Agile initiatives are found in almost any company that build software. Many of these initiatives have not brought the results that were expected. Nor are the people much happier in their work. This has many reasons, and a quick search on Google or LinkedIn will give you a plethora of them. But the one that I am confronted with almost every project I work on is the lack of experience with modern software engineering practices.

Flexibility (agility) can only happen when you are able to make changes to your product in an easy, fast, and flexible way. That is why:

Organizational Agility is constrained by Technical Agility

In other words, when you are slow in making changes to your product, then it doesn’t matter how you structure your teams, your organization or what framework you adopt, you will be slow to respond to changes. These changes include bug fixes, performance issues, feature requests, changed user behavior, new business opportunities, pivots, etc.

Luckily, there are a set of software engineering practices that will help your team to deliver a high-quality product in a flexible state.

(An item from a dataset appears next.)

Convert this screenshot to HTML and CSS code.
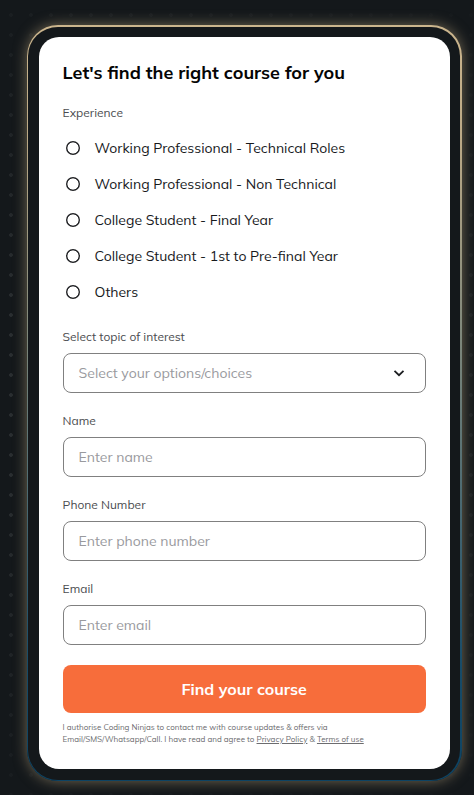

These practices are not limited to building software, they cover the whole process until actual delivery of working software to the end user.

Unfortunately, many software engineers I have met in the financial service industry have had very limited exposure to these practices and their supporting tools. And don't get me started on the newly born army of agile coaches and Scrum Masters that have not produced a single line of working code in their life. Besides hindering agility, it frustrates the teams because without these practices it is almost impossible to deliver working software in high quality within one Sprint.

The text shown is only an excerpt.